In the listing below, count the lines with "styles" and report only the figure.

========================================

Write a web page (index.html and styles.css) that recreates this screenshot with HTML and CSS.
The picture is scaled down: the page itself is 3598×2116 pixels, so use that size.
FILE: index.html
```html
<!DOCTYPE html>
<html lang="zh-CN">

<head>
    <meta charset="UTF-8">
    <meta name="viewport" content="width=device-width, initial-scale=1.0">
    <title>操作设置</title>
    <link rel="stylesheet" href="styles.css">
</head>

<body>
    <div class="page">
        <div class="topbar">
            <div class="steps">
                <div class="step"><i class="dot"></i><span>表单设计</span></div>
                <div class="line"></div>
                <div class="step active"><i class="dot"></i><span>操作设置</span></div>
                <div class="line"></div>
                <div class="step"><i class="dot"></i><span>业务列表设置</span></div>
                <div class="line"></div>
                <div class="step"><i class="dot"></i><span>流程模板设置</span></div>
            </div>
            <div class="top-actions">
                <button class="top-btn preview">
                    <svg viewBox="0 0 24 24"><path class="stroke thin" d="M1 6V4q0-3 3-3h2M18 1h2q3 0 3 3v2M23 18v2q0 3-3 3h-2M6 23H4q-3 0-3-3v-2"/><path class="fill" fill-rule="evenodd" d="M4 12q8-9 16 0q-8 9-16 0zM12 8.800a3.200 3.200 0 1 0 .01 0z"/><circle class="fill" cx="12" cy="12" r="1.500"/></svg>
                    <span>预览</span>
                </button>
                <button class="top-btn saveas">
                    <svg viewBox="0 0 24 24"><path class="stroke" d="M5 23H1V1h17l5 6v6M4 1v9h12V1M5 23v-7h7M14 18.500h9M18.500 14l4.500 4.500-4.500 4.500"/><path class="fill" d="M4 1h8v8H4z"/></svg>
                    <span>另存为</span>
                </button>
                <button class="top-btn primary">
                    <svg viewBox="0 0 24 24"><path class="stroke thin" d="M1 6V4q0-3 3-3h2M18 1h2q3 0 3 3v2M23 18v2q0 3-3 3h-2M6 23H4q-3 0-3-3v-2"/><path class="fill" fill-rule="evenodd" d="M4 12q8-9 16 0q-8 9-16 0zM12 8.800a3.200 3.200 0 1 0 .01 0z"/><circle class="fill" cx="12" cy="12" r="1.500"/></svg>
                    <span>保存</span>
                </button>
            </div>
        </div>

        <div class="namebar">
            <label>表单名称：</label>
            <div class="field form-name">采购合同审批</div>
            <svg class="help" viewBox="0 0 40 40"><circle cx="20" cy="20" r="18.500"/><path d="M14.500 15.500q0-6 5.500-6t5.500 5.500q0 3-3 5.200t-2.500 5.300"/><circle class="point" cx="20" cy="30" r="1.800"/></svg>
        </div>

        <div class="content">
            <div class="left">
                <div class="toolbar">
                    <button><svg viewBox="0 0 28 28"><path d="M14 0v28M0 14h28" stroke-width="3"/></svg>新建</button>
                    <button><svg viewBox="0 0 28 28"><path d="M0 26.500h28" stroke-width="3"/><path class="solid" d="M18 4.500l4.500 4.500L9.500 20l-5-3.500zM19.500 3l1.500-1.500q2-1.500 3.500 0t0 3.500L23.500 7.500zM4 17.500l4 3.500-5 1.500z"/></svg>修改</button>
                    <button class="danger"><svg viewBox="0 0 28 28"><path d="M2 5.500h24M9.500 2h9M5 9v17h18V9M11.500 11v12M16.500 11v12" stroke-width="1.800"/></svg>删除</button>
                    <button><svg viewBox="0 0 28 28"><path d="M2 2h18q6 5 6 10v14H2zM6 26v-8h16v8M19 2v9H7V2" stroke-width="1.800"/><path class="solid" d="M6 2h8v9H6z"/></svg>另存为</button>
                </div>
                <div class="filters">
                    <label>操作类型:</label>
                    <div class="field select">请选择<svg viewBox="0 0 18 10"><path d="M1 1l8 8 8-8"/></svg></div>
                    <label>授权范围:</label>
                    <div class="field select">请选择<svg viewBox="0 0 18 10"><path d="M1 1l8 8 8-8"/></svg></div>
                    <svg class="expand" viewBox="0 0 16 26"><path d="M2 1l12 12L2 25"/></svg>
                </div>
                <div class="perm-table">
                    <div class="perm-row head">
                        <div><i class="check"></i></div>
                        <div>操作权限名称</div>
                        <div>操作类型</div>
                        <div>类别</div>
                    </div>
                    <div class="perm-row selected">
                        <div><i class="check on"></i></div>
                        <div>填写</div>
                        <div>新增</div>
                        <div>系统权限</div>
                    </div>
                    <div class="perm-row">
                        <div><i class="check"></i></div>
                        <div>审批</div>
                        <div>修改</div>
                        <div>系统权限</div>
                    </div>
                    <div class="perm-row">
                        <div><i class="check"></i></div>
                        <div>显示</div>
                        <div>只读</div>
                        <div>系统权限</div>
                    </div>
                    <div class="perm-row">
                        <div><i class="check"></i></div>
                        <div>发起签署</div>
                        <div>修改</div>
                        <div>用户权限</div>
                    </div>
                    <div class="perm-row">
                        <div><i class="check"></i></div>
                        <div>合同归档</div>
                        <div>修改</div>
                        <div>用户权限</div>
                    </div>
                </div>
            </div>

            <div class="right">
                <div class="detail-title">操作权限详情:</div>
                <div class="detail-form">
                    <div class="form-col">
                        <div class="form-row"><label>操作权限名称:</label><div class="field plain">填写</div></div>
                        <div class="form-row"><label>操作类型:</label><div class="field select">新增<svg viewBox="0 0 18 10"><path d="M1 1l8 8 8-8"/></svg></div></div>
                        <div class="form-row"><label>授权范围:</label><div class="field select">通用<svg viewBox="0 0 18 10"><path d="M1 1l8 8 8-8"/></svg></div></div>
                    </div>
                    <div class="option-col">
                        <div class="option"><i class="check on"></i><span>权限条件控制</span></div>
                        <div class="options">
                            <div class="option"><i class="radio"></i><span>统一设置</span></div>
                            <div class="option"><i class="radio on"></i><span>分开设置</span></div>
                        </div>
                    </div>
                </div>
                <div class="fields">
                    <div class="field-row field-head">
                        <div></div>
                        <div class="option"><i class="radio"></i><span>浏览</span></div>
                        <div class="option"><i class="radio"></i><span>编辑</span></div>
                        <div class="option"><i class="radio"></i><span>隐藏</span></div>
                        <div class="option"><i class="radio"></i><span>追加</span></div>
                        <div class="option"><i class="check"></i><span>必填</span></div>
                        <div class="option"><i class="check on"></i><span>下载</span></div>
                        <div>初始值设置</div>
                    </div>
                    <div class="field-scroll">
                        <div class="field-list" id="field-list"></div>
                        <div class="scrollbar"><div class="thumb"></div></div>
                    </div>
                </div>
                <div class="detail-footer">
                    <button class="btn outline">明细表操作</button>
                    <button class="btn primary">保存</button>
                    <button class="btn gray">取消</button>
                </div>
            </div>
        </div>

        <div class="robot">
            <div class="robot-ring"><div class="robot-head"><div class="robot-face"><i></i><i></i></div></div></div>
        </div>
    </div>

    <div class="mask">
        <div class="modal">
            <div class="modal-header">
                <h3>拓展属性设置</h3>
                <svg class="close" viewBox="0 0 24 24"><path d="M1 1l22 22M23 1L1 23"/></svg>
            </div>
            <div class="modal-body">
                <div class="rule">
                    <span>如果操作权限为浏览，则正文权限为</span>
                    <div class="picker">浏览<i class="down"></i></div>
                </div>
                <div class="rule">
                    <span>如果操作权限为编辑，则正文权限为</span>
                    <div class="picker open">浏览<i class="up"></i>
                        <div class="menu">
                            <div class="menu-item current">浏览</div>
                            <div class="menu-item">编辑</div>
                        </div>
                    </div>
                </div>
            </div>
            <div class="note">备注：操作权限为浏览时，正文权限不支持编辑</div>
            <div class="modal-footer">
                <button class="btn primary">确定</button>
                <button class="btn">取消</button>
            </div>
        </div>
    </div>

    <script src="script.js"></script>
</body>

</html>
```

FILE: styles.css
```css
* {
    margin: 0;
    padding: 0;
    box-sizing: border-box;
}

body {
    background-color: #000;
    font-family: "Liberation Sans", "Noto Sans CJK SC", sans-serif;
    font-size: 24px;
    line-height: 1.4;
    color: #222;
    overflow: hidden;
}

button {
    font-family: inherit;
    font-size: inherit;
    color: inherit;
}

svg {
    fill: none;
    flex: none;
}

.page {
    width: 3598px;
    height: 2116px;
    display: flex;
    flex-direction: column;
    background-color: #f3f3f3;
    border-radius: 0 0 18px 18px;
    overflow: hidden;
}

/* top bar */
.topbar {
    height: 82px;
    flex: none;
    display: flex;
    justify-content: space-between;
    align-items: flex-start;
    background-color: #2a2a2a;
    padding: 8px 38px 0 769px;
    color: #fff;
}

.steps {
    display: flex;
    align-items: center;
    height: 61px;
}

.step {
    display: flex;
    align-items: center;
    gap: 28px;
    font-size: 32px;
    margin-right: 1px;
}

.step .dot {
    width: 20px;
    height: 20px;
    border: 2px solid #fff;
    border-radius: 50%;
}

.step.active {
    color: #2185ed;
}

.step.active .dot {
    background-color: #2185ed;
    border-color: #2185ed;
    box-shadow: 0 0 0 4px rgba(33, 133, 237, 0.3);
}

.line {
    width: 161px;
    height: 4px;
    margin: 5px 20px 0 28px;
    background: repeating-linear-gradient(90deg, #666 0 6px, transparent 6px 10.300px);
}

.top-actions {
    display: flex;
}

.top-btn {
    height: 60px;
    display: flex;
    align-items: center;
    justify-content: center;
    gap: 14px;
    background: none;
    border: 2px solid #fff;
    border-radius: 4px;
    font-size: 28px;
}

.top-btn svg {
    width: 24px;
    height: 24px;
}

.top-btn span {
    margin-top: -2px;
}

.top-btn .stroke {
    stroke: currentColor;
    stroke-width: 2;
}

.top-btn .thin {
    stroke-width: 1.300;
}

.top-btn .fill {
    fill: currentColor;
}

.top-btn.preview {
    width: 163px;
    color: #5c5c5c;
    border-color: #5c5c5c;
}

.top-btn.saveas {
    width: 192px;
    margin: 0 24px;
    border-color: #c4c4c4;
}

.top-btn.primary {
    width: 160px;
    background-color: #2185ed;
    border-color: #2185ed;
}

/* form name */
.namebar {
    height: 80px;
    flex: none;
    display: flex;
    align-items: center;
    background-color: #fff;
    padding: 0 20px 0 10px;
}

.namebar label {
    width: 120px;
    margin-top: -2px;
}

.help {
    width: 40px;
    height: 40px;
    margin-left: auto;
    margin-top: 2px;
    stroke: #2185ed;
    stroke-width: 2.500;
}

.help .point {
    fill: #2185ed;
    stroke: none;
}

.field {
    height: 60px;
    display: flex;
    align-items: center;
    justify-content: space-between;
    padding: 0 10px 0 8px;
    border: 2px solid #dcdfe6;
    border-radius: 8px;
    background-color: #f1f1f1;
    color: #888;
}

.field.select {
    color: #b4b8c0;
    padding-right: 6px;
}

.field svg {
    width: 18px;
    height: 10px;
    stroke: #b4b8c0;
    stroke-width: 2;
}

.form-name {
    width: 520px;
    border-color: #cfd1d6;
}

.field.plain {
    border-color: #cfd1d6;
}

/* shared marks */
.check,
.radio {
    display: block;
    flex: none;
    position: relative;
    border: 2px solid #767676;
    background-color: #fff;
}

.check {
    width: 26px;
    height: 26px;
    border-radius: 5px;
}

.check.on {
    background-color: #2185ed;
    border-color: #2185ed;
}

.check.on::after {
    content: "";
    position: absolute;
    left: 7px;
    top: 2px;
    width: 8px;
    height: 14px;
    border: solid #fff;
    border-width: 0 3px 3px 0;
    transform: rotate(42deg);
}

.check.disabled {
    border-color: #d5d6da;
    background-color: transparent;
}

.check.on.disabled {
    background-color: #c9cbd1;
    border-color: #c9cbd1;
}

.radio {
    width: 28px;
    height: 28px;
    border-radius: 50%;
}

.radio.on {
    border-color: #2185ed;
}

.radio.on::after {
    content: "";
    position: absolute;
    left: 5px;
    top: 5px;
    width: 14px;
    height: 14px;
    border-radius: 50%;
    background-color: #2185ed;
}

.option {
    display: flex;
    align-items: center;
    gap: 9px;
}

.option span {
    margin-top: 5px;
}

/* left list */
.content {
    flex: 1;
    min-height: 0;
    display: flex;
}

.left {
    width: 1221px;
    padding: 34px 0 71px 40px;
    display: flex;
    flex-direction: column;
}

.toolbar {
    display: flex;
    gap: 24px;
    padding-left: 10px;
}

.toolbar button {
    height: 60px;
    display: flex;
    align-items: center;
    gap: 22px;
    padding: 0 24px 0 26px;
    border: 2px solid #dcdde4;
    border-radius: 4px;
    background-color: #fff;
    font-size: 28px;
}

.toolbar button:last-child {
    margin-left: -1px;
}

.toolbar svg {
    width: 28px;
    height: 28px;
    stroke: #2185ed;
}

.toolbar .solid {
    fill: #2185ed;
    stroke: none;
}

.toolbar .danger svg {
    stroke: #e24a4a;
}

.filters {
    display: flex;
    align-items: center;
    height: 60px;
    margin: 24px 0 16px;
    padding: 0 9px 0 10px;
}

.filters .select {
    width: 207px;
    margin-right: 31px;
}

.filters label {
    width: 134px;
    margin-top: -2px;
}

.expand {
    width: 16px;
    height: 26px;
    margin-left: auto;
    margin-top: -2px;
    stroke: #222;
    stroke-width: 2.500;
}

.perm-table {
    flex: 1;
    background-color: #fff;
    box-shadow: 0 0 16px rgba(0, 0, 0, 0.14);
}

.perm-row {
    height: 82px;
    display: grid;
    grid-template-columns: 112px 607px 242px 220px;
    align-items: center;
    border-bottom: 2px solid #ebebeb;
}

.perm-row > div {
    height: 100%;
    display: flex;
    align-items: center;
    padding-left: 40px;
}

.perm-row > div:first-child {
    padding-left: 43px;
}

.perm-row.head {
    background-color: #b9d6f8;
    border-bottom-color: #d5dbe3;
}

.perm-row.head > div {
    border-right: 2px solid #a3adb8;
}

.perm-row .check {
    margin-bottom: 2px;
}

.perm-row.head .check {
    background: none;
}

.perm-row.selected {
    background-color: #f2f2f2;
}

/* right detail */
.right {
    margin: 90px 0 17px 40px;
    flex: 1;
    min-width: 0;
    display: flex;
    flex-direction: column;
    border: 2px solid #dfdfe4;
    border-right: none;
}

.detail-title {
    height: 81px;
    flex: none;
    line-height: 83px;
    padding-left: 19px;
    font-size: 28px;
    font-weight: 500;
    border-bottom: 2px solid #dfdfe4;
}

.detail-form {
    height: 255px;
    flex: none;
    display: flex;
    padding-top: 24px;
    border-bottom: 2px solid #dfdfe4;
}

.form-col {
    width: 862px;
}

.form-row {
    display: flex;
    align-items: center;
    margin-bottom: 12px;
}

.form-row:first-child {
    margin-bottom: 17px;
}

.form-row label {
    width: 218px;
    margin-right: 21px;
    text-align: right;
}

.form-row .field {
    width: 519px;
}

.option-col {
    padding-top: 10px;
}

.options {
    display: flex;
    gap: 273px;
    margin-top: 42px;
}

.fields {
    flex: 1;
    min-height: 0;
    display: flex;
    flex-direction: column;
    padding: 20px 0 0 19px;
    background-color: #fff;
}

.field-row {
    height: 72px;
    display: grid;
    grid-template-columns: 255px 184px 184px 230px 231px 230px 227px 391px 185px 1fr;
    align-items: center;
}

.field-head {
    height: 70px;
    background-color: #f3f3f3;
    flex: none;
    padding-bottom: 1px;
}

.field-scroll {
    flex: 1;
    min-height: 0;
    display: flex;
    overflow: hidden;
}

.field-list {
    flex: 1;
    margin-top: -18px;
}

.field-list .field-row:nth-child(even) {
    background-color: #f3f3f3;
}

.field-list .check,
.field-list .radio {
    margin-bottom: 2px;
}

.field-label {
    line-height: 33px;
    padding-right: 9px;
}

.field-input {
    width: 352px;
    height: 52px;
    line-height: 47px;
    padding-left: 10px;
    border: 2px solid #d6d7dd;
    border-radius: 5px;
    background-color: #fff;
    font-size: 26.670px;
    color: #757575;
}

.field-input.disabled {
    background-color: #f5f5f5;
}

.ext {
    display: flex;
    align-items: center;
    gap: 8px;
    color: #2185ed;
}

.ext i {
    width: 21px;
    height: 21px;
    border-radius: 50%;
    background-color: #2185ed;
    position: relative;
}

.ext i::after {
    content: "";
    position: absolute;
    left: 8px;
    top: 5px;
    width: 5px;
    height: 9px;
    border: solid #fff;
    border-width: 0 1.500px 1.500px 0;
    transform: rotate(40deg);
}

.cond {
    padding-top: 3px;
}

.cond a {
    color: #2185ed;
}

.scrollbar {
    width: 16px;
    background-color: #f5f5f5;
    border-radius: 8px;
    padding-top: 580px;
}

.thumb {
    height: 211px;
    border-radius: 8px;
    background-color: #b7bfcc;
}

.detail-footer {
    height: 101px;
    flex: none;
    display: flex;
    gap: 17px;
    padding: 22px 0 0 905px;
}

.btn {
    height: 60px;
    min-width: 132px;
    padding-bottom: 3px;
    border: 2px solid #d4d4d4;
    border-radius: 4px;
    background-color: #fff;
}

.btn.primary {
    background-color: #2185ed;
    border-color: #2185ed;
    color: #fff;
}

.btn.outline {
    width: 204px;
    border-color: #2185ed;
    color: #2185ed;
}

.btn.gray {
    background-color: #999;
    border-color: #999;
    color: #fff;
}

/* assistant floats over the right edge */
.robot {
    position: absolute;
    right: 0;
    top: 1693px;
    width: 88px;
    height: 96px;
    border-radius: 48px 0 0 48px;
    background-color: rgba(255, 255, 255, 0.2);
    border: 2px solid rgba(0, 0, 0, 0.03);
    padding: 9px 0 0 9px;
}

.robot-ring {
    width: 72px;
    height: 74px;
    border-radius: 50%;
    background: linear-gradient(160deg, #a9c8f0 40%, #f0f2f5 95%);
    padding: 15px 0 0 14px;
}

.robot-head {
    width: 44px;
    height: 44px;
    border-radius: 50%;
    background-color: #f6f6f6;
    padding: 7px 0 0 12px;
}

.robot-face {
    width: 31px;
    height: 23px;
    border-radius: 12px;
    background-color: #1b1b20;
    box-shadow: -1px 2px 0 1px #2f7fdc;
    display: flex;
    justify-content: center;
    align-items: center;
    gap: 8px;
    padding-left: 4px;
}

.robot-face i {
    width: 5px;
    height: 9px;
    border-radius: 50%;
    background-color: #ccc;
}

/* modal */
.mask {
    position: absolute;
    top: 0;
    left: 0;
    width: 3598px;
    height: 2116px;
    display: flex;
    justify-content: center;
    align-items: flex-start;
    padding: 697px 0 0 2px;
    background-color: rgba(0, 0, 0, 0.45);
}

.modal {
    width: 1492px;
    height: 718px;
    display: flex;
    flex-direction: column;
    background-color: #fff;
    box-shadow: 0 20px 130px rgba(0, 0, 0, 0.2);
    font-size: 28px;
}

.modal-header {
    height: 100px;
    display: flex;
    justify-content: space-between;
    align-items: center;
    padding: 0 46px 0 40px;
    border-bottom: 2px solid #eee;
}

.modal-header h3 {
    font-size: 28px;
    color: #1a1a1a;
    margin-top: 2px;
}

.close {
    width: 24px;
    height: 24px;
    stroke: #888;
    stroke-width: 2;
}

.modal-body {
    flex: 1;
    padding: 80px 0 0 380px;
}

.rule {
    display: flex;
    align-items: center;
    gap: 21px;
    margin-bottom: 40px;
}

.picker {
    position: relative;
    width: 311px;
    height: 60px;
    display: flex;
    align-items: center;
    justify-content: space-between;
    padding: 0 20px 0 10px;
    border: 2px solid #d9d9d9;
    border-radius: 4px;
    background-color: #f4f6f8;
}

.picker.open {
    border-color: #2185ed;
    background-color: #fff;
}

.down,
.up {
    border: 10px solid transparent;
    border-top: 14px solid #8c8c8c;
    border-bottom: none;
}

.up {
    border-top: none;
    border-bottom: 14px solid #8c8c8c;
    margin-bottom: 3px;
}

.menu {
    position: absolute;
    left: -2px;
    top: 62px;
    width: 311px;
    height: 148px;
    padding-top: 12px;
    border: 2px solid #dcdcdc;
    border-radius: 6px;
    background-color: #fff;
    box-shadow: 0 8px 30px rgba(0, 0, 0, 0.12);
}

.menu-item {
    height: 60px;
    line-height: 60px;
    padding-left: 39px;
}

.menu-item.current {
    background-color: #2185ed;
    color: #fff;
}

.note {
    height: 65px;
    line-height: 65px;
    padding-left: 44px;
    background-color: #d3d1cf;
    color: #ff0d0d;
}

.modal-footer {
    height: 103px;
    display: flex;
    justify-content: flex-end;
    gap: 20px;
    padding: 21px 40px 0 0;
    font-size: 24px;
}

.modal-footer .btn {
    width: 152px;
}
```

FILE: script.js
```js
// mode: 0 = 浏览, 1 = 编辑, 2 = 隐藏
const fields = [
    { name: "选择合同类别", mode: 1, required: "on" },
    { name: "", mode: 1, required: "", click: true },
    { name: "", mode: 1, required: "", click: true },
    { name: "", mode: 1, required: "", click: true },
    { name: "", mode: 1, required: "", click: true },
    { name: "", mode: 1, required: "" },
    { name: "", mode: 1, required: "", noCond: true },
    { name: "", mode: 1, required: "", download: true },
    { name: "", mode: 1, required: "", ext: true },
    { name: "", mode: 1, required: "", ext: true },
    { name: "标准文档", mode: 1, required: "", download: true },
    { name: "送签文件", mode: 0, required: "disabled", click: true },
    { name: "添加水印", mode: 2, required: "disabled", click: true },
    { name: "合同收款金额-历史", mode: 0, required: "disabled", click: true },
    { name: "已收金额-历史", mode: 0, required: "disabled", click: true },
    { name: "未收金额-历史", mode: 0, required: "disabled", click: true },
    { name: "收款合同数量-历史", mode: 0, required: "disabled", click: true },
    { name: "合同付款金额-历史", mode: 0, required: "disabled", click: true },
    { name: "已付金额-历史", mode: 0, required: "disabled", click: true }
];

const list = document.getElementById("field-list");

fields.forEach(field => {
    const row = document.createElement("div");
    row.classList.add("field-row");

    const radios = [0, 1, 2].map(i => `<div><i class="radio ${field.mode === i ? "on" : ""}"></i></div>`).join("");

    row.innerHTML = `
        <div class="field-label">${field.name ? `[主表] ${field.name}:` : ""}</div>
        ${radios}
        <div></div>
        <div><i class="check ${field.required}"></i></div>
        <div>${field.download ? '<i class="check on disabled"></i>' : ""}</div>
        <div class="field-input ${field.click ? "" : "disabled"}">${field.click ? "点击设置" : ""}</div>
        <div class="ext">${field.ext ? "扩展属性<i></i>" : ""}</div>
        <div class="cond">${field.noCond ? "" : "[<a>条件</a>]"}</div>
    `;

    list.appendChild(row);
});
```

========================================

EXPECTED ANSWER — 3